Go through the listing below and list every line with "styles".
------ GIVEN DATA ------
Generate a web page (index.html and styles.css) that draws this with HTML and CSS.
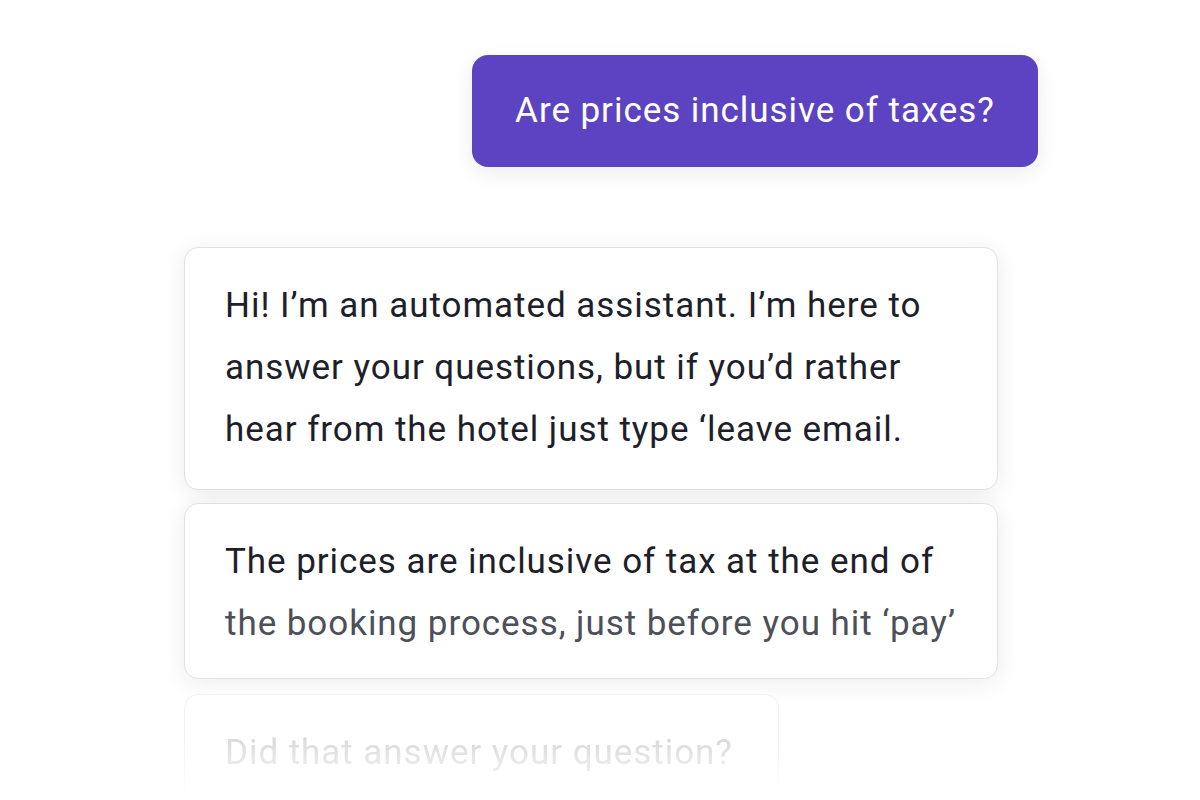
FILE: index.html
```html
<!DOCTYPE html>
<html>
<head>
<meta charset="utf-8">
<link rel="stylesheet" href="styles.css">
</head>
<body>
<div class="chat">
  <div class="bubble-user">Are prices inclusive of taxes?</div>
  <div class="bot-group">
    <div class="card card-first">
      <p class="line">Hi! I’m an automated assistant. I’m here to<br>answer your questions, but if you’d rather<br>hear from the hotel just type ‘leave email.</p>
    </div>
    <div class="card card-second">
      <p class="line"><span class="dark">The prices are inclusive of tax at the end of</span><br><span class="mid">the booking process, just before you hit ‘pay’</span></p>
    </div>
    <div class="card card-faded">
      <p class="line">Did that answer your question?</p>
    </div>
  </div>
</div>
</body>
</html>
```

FILE: styles.css
```css
* { box-sizing: border-box; }
html, body {
  margin: 0;
  padding: 0;
  background: #ffffff;
  width: 1200px;
  height: 800px;
  overflow: hidden;
}
body {
  font-family: Roboto, "Liberation Sans", sans-serif;
}
.chat {
  width: 854px;
  margin-left: 184px;
  padding-top: 55px;
  display: flex;
  flex-direction: column;
}
.bubble-user {
  align-self: flex-end;
  width: 566px;
  height: 112px;
  background: #5c43c1;
  color: #ffffff;
  border-radius: 16px;
  font-size: 35px;
  letter-spacing: 0.95px;
  line-height: 62px;
  padding: 25px 0;
  text-align: center;
  box-shadow: 0 6px 22px rgba(0, 0, 0, 0.08);
}
.bot-group {
  margin-top: 80px;
  display: flex;
  flex-direction: column;
  gap: 13px;
}
.card {
  width: 814px;
  background: #ffffff;
  border: 1px solid #e1e1e3;
  border-radius: 14px;
  padding: 27px 40px 28px;
  box-shadow: 0 4px 26px rgba(0, 0, 0, 0.08);
}
.line {
  margin: 0;
  font-size: 35px;
  letter-spacing: 0.95px;
  line-height: 62px;
  color: #1e2029;
  white-space: nowrap;
}
.dark { color: #1e2029; }
.mid { color: #4d4f59; }
.card-second { padding-bottom: 23px; }
.card-faded {
  margin-top: 2px;
  width: 595px;
  height: 110px;
  border-color: #f0f0f0;
  box-shadow: 0 4px 26px rgba(0, 0, 0, 0.03);
  -webkit-mask-image: linear-gradient(to bottom, #000 40%, rgba(0,0,0,0) 95%);
  mask-image: linear-gradient(to bottom, #000 40%, rgba(0,0,0,0) 95%);
}
.card-faded .line { color: #d9d9db; }
```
------
SOLUTION TO THIS EXERCISE
Generate a web page (index.html and styles.css) that draws this with HTML and CSS.
<link rel="stylesheet" href="styles.css">
FILE: styles.css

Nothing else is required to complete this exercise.